**GIVEN PROBLEM**
Begin with the first line of the material and copy each line word for word through the line that contains "import React from 'react';"; the pictures are left out.

**DATA SEGMENT**
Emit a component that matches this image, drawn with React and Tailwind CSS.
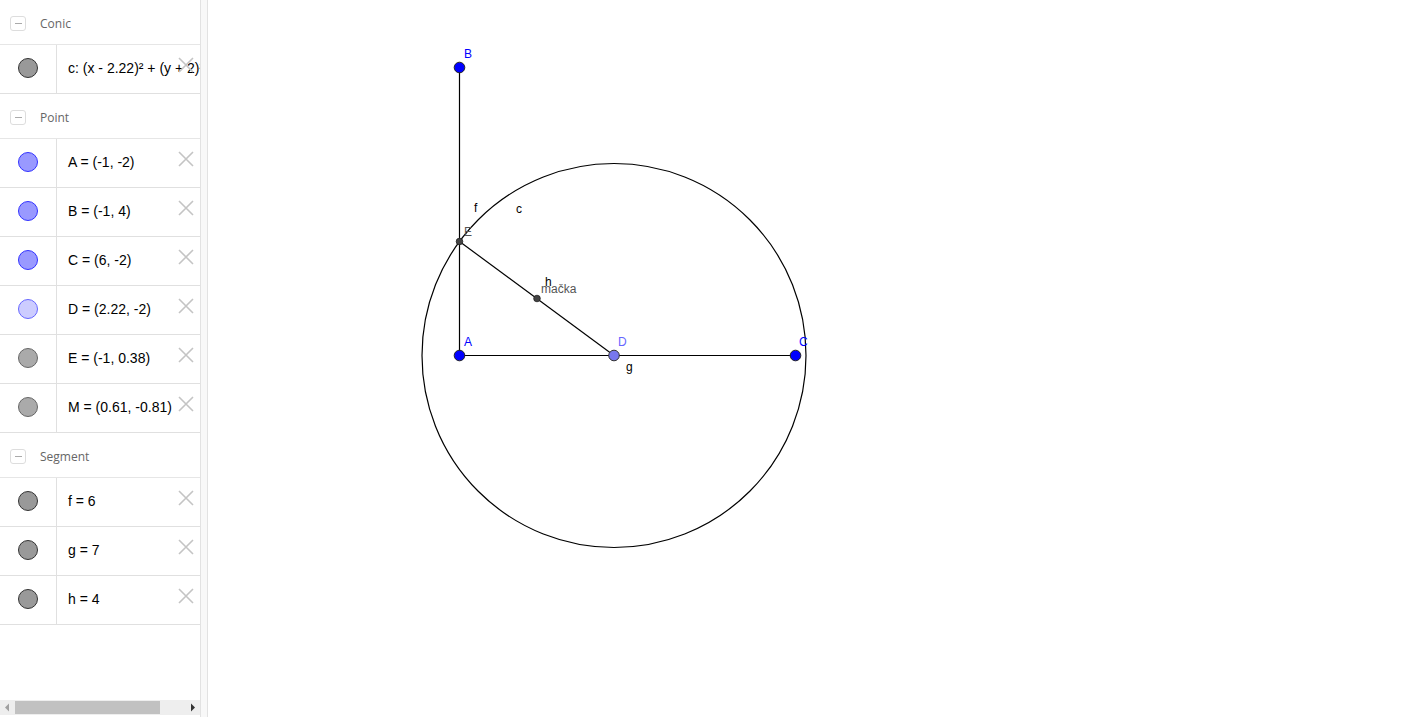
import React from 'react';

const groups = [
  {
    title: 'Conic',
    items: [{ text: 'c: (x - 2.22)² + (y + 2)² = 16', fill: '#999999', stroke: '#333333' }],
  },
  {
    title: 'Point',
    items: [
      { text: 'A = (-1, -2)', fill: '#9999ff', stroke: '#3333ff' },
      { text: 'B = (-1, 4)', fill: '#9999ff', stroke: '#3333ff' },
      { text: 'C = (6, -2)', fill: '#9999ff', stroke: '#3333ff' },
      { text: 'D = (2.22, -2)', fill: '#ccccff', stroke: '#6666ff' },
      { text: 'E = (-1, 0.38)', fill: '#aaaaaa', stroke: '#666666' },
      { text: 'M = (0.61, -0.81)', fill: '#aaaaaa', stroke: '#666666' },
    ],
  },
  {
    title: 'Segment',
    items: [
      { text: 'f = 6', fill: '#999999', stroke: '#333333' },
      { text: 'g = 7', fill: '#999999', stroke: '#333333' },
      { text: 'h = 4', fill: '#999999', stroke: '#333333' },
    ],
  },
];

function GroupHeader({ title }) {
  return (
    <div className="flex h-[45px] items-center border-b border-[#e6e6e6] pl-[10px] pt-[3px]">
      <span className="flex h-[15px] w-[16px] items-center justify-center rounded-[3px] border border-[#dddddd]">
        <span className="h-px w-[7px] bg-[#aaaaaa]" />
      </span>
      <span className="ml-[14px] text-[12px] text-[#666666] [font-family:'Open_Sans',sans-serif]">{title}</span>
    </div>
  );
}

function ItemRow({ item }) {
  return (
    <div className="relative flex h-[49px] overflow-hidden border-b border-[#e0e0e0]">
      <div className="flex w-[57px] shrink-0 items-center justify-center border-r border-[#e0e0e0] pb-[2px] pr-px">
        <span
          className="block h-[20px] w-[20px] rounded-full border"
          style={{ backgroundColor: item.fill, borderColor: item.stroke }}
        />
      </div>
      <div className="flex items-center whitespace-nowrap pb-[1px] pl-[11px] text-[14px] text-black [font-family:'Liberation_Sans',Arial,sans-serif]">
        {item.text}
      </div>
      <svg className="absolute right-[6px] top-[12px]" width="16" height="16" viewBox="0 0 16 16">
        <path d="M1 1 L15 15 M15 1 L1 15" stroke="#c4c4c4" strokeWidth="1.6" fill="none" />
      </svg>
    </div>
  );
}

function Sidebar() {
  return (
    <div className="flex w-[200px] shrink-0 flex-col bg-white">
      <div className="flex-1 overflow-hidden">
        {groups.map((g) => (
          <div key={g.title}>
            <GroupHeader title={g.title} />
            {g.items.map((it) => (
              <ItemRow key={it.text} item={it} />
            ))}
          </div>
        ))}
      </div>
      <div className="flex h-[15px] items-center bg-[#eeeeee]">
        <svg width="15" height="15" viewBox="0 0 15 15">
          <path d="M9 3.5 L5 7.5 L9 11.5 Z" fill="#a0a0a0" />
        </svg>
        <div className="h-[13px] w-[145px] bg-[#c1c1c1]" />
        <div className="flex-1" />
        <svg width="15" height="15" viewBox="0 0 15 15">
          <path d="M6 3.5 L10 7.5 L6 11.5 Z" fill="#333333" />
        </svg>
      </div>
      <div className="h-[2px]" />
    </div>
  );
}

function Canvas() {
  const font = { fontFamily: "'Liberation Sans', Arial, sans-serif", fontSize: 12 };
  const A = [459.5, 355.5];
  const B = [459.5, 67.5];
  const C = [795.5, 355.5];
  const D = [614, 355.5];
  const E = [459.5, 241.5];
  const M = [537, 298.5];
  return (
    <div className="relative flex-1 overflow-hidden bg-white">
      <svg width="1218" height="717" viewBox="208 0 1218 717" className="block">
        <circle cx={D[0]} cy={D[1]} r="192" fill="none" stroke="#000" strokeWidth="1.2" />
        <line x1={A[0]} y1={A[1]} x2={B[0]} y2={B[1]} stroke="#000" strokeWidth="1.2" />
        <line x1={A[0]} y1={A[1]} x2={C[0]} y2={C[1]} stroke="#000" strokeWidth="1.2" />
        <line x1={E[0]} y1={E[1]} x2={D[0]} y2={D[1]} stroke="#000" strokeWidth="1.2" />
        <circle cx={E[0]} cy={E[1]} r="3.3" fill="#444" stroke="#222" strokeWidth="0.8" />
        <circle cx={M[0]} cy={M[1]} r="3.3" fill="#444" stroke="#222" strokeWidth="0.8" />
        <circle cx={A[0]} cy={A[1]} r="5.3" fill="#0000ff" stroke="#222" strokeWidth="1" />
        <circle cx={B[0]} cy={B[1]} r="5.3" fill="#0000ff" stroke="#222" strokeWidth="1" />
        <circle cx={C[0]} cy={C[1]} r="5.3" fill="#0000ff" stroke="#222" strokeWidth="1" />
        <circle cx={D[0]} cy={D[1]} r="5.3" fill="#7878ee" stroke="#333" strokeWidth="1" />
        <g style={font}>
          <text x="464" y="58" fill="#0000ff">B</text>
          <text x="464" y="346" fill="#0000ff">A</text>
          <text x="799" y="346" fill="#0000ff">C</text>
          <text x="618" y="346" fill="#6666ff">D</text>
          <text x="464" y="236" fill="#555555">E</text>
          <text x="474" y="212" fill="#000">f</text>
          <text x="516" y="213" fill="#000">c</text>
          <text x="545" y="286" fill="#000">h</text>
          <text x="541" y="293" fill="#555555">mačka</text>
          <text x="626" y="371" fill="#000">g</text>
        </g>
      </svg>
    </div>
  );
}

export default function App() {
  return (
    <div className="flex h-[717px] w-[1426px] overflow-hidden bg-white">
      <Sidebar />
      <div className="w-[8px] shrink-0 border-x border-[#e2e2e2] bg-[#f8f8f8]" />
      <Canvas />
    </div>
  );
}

**FULL RESPONSE**
Emit a component that matches this image, drawn with React and Tailwind CSS.
import React from 'react';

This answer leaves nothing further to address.